Transformative Collective Action
In the Introduction of my chapter, I write:
There is great need for modern societies to find more sustainable ways of securing good living environments and the resources upon which societies depend. In the academic community this has spurred an interest in what has been called transformative change, i.e. how 'old' regimes of natural resource management deemed as non-sustainable can transform so as to establish 'new' regimes of ecosystem-based management (Olsson et al., 2004, and references below). [...]
This chapter will strive to add to contributions made by other authors in describing and explaining transformative change [in natural resource management]. Special attention will be paid to elucidate the collective nature of these transformations, hence the title of transformative collective action. The analysis will show that in order to bring about radical institutional change of natural resource management, a whole network of individuals and organizations are needed that, through time, can sustain pressure for change. These actors furthermore need to relate to each other through information exchange and repeated collaborations in order to coordinate their collective action, to learn as they go along of what works and what does not work, and to negotiate their vision of change to reach some common ground that can unite their collective effort. This type of sustained collective action furthermore needs to operate through, and challenge, already established institutions, modes of thought and ways of doing things. As such we can talk about collective action as a "collective actor" - the network of actors - that over time builds enough agency to generate institutional change. [...]

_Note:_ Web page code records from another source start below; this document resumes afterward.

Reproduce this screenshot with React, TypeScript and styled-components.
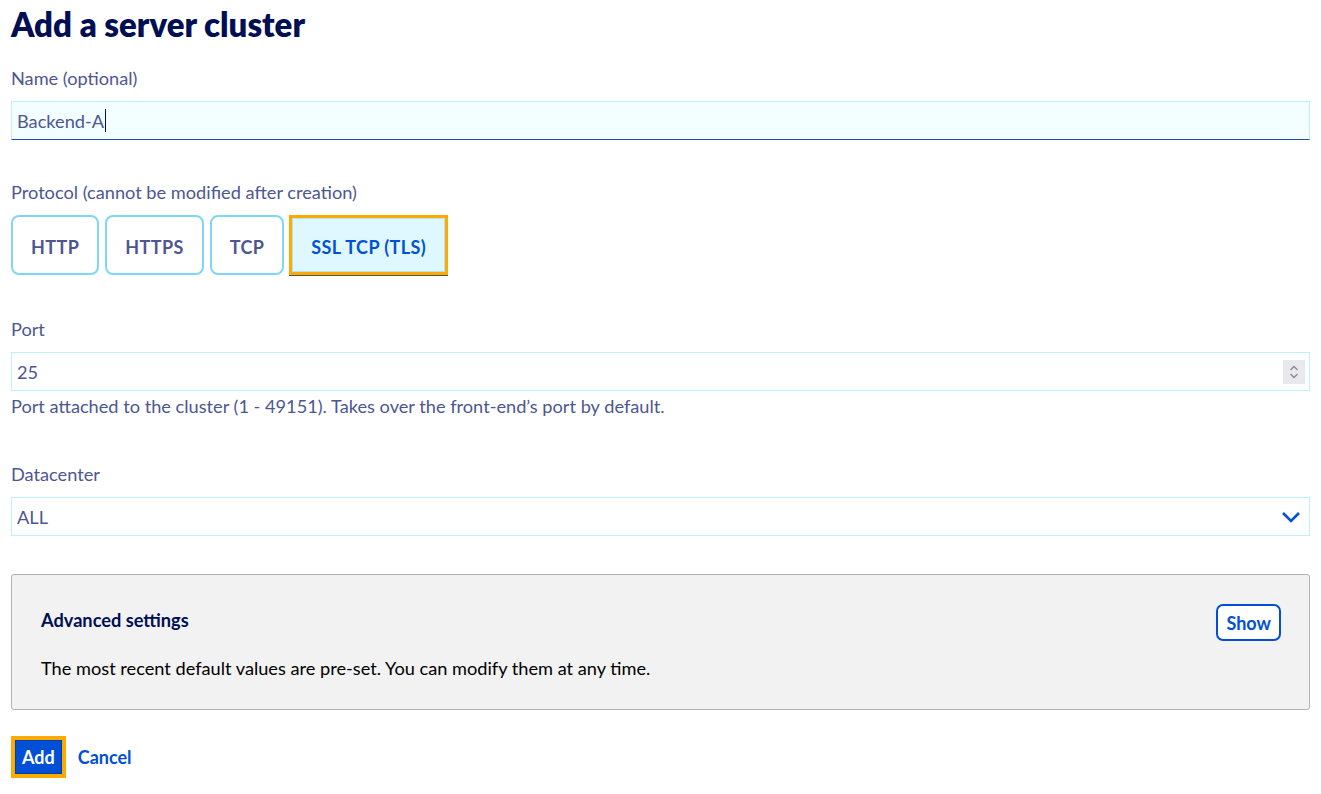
import React, { useState } from 'react'
import styled, { createGlobalStyle } from 'styled-components'

const GlobalStyle = createGlobalStyle`
  html, body {
    margin: 0;
    padding: 0;
    background: #ffffff;
  }
  body {
    font-family: Lato, 'Noto Sans', sans-serif;
  }
  * {
    box-sizing: border-box;
  }
`

const Page = styled.div`
  padding: 4px 11px 16px 11px;
  width: 1321px;
`

const Title = styled.h1`
  margin: 0 0 23px 0;
  font-size: 33px;
  font-weight: 800;
  color: #000e53;
  line-height: 40px;
`

const Field = styled.div<{ $gap?: number }>`
  display: flex;
  flex-direction: column;
  margin-bottom: ${p => p.$gap ?? 41}px;
`

const Label = styled.label`
  font-size: 18.2px;
  color: #4d5693;
  line-height: 22px;
  margin-bottom: 12px;
`

const TextInput = styled.div`
  height: 39px;
  background: #f2feff;
  border: 1px solid #bef1fa;
  border-bottom: 1px solid #1f4fa8;
  display: flex;
  align-items: center;
  padding: 0 5px;
  font-size: 18.2px;
  color: #4d5693;
`

const Caret = styled.span`
  display: inline-block;
  width: 1px;
  height: 23px;
  background: #000e53;
  margin-left: 1px;
`

const PlainInput = styled.div`
  height: 39px;
  background: #ffffff;
  border: 1px solid #bef1fa;
  display: flex;
  align-items: center;
  justify-content: space-between;
  padding: 0 4px 0 5px;
  font-size: 18.2px;
  color: #4d5693;
`

const Spinner = styled.div`
  width: 22px;
  height: 24px;
  background: #e9e9ed;
  display: flex;
  align-items: center;
  justify-content: center;
`

const Help = styled.div`
  font-size: 18.2px;
  color: #4d5693;
  line-height: 22px;
  margin-top: 4px;
`

const Tiles = styled.div`
  display: flex;
  gap: 6px;
`

const Tile = styled.button<{ $active?: boolean }>`
  height: 60px;
  padding: 3px 18px 0 18px;
  border-radius: 8px;
  border: 2px solid #7fd6f7;
  background: #ffffff;
  color: #4d5693;
  font-family: inherit;
  font-size: 18px;
  font-weight: 700;
  letter-spacing: 0.4px;
  cursor: pointer;
  ${p =>
    p.$active &&
    `
    margin-left: -1px;
    border-radius: 0;
    border: 3px solid #ffaa00;
    background: #dff8ff;
    color: #0050d7;
    box-shadow: inset 0 0 0 1px #aee6f8, 0 1px 0 0 #555555;
    padding: 3px 19px 0 19px;
  `}
`

const Select = styled.div`
  height: 39px;
  border: 1px solid #bef1fa;
  display: flex;
  align-items: center;
  justify-content: space-between;
  padding: 0 8px 0 5px;
  font-size: 18.2px;
  color: #4d5693;
`

const Panel = styled.section`
  background: #f2f2f2;
  border: 1px solid #b3b3b3;
  border-radius: 3px;
  padding: 29px 28px 30px 29px;
  margin-bottom: 26px;
`

const PanelHead = styled.div`
  display: flex;
  align-items: center;
  justify-content: space-between;
  margin-bottom: 16px;
`

const PanelTitle = styled.h4`
  margin: 0 0 6px 0;
  font-size: 18.2px;
  font-weight: 700;
  color: #000e53;
`

const PanelText = styled.p`
  margin: 0;
  font-size: 18.2px;
  line-height: 22px;
  color: #000000;
`

const OutlineButton = styled.button`
  height: 37px;
  padding: 0 8px;
  border: 2px solid #0050d7;
  border-radius: 7px;
  background: #ffffff;
  color: #0050d7;
  font-family: inherit;
  font-size: 18px;
  font-weight: 700;
  cursor: pointer;
`

const Actions = styled.div`
  display: flex;
  align-items: center;
  gap: 12px;
`

const PrimaryButton = styled.button`
  height: 42px;
  padding: 0 7px;
  border: 4px solid #ffaa00;
  background: #0050d7;
  box-shadow: inset 0 0 0 1px #003ea8;
  color: #ffffff;
  font-family: inherit;
  font-size: 18px;
  font-weight: 700;
  cursor: pointer;
`

const LinkButton = styled.button`
  border: none;
  background: none;
  padding: 0;
  color: #0050d7;
  font-family: inherit;
  font-size: 18px;
  font-weight: 700;
  cursor: pointer;
`

const protocols = ['HTTP', 'HTTPS', 'TCP', 'SSL TCP (TLS)']

export default function App() {
  const [protocol, setProtocol] = useState('SSL TCP (TLS)')

  return (
    <>
      <GlobalStyle />
      <Page>
        <Title>Add a server cluster</Title>

        <Field>
          <Label>Name (optional)</Label>
          <TextInput>
            Backend-A
            <Caret />
          </TextInput>
        </Field>

        <Field $gap={43}>
          <Label>Protocol (cannot be modified after creation)</Label>
          <Tiles>
            {protocols.map(p => (
              <Tile key={p} $active={protocol === p} onClick={() => setProtocol(p)}>
                {p}
              </Tile>
            ))}
          </Tiles>
        </Field>

        <Field $gap={46}>
          <Label>Port</Label>
          <PlainInput>
            25
            <Spinner>
              <svg width="12" height="18" viewBox="0 0 12 18" fill="none" stroke="#8a8a99" strokeWidth="1.4">
                <path d="M2.5 7 L6 3.5 L9.5 7" />
                <path d="M2.5 11 L6 14.5 L9.5 11" />
              </svg>
            </Spinner>
          </PlainInput>
          <Help>Port attached to the cluster (1 - 49151). Takes over the front-end’s port by default.</Help>
        </Field>

        <Field $gap={38}>
          <Label>Datacenter</Label>
          <Select>
            ALL
            <svg width="20" height="12" viewBox="0 0 20 12" fill="none" stroke="#0050d7" strokeWidth="2.6">
              <path d="M2 2 L10 10 L18 2" />
            </svg>
          </Select>
        </Field>

        <Panel>
          <PanelHead>
            <PanelTitle>Advanced settings</PanelTitle>
            <OutlineButton>Show</OutlineButton>
          </PanelHead>
          <PanelText>The most recent default values are pre-set. You can modify them at any time.</PanelText>
        </Panel>

        <Actions>
          <PrimaryButton>Add</PrimaryButton>
          <LinkButton>Cancel</LinkButton>
        </Actions>
      </Page>
    </>
  )
}
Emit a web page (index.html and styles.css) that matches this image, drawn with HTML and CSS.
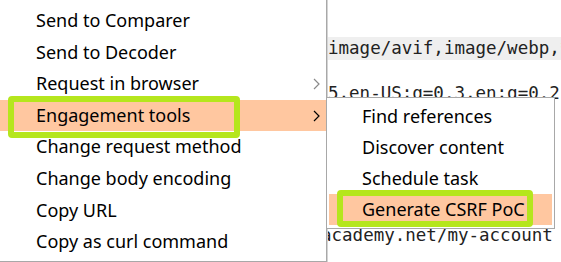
FILE: index.html
```html
<!DOCTYPE html>
<html lang="en">
<head>
  <meta charset="UTF-8" />
  <title>Context menu</title>
  <link rel="stylesheet" href="styles.css">
</head>
<body>
  <div class="screen">

    <!-- request editor behind the menu -->
    <div class="editor">
      <div class="line line-hl">image/avif,image/webp,*/*;q=0.8</div>
      <div class="line line-2">5,en-US;q=0.3,en;q=0.2</div>
      <div class="line line-last"><span class="shift">academy.net/my-account</span></div>
    </div>

    <ul class="menu">
      <li class="item">Send to Comparer</li>
      <li class="item">Send to Decoder</li>
      <li class="item">Request in browser
        <svg class="chev dim" width="7" height="12" viewBox="0 0 7 12"><polyline points="1,1 6,6 1,11" /></svg>
      </li>
      <li class="item active">Engagement tools
        <svg class="chev" width="7" height="12" viewBox="0 0 7 12"><polyline points="1,1 6,6 1,11" /></svg>
      </li>
      <li class="item">Change request method</li>
      <li class="item">Change body encoding</li>
      <li class="item">Copy URL</li>
      <li class="item">Copy as curl command</li>
    </ul>

    <ul class="menu submenu">
      <li class="item">Find references</li>
      <li class="item">Discover content</li>
      <li class="item">Schedule task</li>
      <li class="item active">Generate CSRF PoC</li>
    </ul>

    <!-- annotation boxes -->
    <div class="mark mark-main"></div>
    <div class="mark mark-sub"></div>
  </div>
</body>
</html>
```

FILE: styles.css
```css
body {
  margin: 0;
  background: #fff;
}

.screen {
  position: relative;
  width: 561px;
  height: 262px;
  overflow: hidden;
  background: #fff;
}

.editor {
  margin-left: 327px;
  height: 262px;
  border-left: 1px solid #d4d4d4;
  overflow: hidden;
  font-family: "DejaVu Sans Mono", "Liberation Mono", monospace;
  font-size: 17.5px;
  color: #222;
  white-space: nowrap;
}

.line {
  height: 23px;
  line-height: 23px;
}

.line-hl {
  margin-top: 37px;
  background: #efefef;
}

.line-2 { margin-top: 22px; }

.line-last { margin-top: 119px; }

.shift {
  display: inline-block;
  margin-left: -7px;
}

.menu {
  position: absolute;
  top: -2px;
  left: -2px;
  width: 327px;
  margin: 0;
  padding: 6px 0 3px;
  list-style: none;
  background: #fff;
  border: 1px solid #a8a8a8;
  font-family: "Noto Sans", "Open Sans", sans-serif;
  font-size: 18px;
  color: #000;
}

.item {
  position: relative;
  height: 31.6px;
  line-height: 31.6px;
  padding-left: 37px;
  white-space: nowrap;
}

.item.active {
  background: #ffc7a0;
}

.chev {
  position: absolute;
  right: 6px;
  top: 10px;
}

.chev polyline {
  fill: none;
  stroke: #000;
  stroke-width: 1.2;
}

.chev.dim polyline { stroke: #8a8a8a; }

.submenu {
  top: 97px;
  left: 326px;
  width: 223px;
  padding: 3px 2px 3px;
}

.submenu .item {
  height: 31px;
  line-height: 31px;
  padding-left: 33px;
}

.mark {
  position: absolute;
  border: 6px solid #b5e61d;
  border-radius: 4px;
  box-sizing: border-box;
}

.mark-main {
  left: 8px;
  top: 96px;
  width: 232px;
  height: 42px;
}

.mark-sub {
  left: 337px;
  top: 190px;
  width: 196px;
  height: 37px;
}
```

With this understanding of transformative collective action, the prime focus of this chapter is to demonstrate how concepts derived from social network analysis, paired with theories from the social movement literature, can be used to analyze transformative change in natural resource management. This in turn will set the chapter on a path to unravel the relational character of transformative change, i.e. to explain and bring understanding of how key social processes emerge from the way social relations are patterned among actors. [...]I furthermore argue that:
Social movement research is a field that par excellence has studied transformative change. A main interest has been to explain the emergence of "collective actors",i.e. how a set of individual and autonomous actors (not formally tied through lines of command) across space and time can address similar issues with similar demands, and often using similar methods and practices. During the last three decades, various theoretical approaches have been developed that broadly fall into structuralist, cultural, or rationalist modes of explanations (della Porta and Diani, 2006) [that can be drawn upon in studying transformative change in natural resourec management].
Beyond Ostrom's Theory of Collective Action in Stability
Without stating it explicitly in the chapter, this type of analysis - using social movement theory, and as here pairing it with social network analysis - gives the study of Natural Resource Management (NRM) a theory for studying collective action of change. This should rightfully be seen as a complement - or as a contender - on theories of collective action that focus on stable arrangements that for instance Ellinor Ostrom has developed. In a world of ecological crises and rapid change - and with high levels of inequity - it seems that we (rather) need a theory that can understand collective action of transformation, in contrast to collective action in stability.
Merging with (Urban) Political Ecology to Move Beyond the Constraints of a Natural Resource Management Perspective
In future papers I intend to merge this type of thinking on dynamic and contested collective action more closely with the field of (urban) political ecology. This will do the trick of moving me - and those I follow, and those that might be following me - outside the quite constraining view that the field of 'natural resource management' or 'natural resource governance' give.
One obvious constraint - as for instance argued for by David Harvey in his book on Justice, Nature and the Geography of Difference (1996) - is the presumption often made that there is a self-evident and inherently stable meaning of what the "resource" (or [ecosystem] service) is, when, as a matter of concern at least -- what is of value, and for whom, can and is continuously contested. In fact, the arrangement of managing some-thing, can instead be seen as being part of articulating what that some-thing is. The practice of NRM shapes not only ecological relations (as it intentionally strives to do, and unintentionally does), but also what is to be viewed as of value, and for whom; NRM is thus involved in discursively shaping modes of thinking and acting.
This type of circularity around one of its key concepts, is difficult for the NRM research tradition to handle, and it is therefore often left outside the analysis. A political ecological perspective, and a post-structuralist perspective, helps to interrogate what it is that becomes stabilized as being of value, and the material practices that goes into stabilizing those 'scripts' - or interpretative frames - that configure those values.
Another constraining character of the NRM research tradition is the slippery meaning of the words 'nature' and 'ecosystem' and 'scale' often used when 'applying' NRM analyses and informing policy and practice. Rather than being neutral, objective, or 'scientific', these terms can be loaded with political significance as they can be tweaked and used to different purposes. For instance, and as shown by Erik Swyngedouw in his analysis of the Spanish water scape (Swyngedouw 1999), there is politics of scale, i.e. scales are socio-materially produced; to establish the 'proper scale of management' will align a whole series of actors and processes. In Spain, what was the 'proper scale of watersheds' to serve the nation of Spain in the beginning of the 19 hundreds, became the fascist scale of Franco to undermine the political scale of the autonomous regions of Spain. Scales - and consequently ecosystem scales, or the proper scales for governance and management - are never 'objective' or 'natural', but can constructively (for the analyst and others) be looked upon with suspicion, so as for instance better understand the winners and loosers of transformative change. The post-structuralist work of Actor-Network Theory (ANT) becomes very useful for this type of analysis.
More on this on another day.
The reference to my chapter is:
Ernstson, H. 2011. Transformative collective action: a network approach to transformative change in ecosystem-based management. Page Ch 11 in Ö. Bodin and C. Prell, editors. Social Networks and Natural Resource Management: Uncovering the Social Fabric of Environmental Governance. Cambridge University Press, Cambridge.